I’ve never climbed a mountain. Or seen the Amazon. Or taken any kind of selfie that I would even consider posting on social media (why can my 8-year-old daughter take better selfies than I can?). I’m not even sure what living your best life means, but it sounds like fun. I wish I knew how to do it. 

A few weeks ago I found myself with a rare night alone in our house. The children were gone, my husband was gone—it was just me and the dog. After a much-needed nap on the sofa, I woke up to a night full of possibilities. Should I order take-out and binge on Netflix? Should I call up some girlfriends for a night out? Pedicure? Massage? Concert? The night was mine and I was ready to live my best life. 

Except I didn’t. I was lonely. I took out my phone and looked at pictures of the kids. I watched the silly videos they made. I wished my husband was home so I would have somebody to talk to. I moped around the house and washed the sheets. I talked to my mom on the phone. I ended up getting sushi from the grocery store and watching a documentary on PBS. My lights were out before 9 p.m. 

Obviously, I’m not the one living my best life. 

I don’t like staying up late. 

I really enjoy growing tomatoes in my backyard. 
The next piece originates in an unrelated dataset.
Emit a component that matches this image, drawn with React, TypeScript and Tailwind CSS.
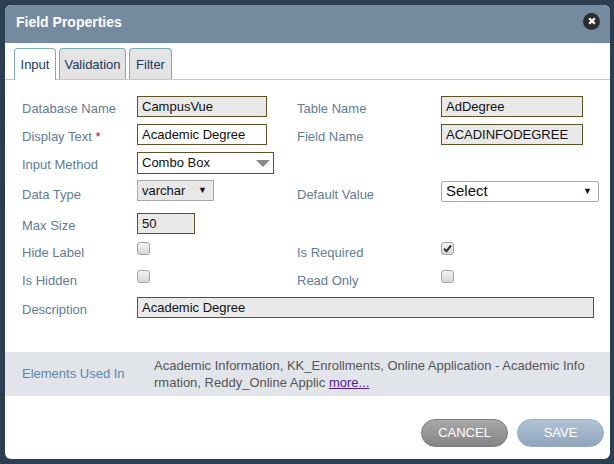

I love reading biographies of past presidents. 

The smell of freshly mowed grass is like heaven to me. 

I don’t know how to cook with wine. 

I hate any and all sorts of games. 

My favorite place to be on a Friday night is on the couch with the kids, the dog, and my husband. 

I was worried for a little while that I wasn’t living my best life. After all, I couldn’t live up to the perfect Amazon trips or fantastic beach pictures. And even if I was, there are almost always other things popping up making me question if this is my best life or not. There might be stress at work or worry about something that happened at the kids’ school. Somebody gets sick or somebody gets mad. We fight and we make-up. The dog runs away, the air conditioner goes out, the trip gets canceled. 

But here’s the thing I have started to realize: real life is my best life.

And I really, really like mine when I stop comparing.

My best life is not your best life and that’s the beauty of it all. You might like climbing mountains and I might like the new Truman book I got at the half-priced bookstore. That’s OK. 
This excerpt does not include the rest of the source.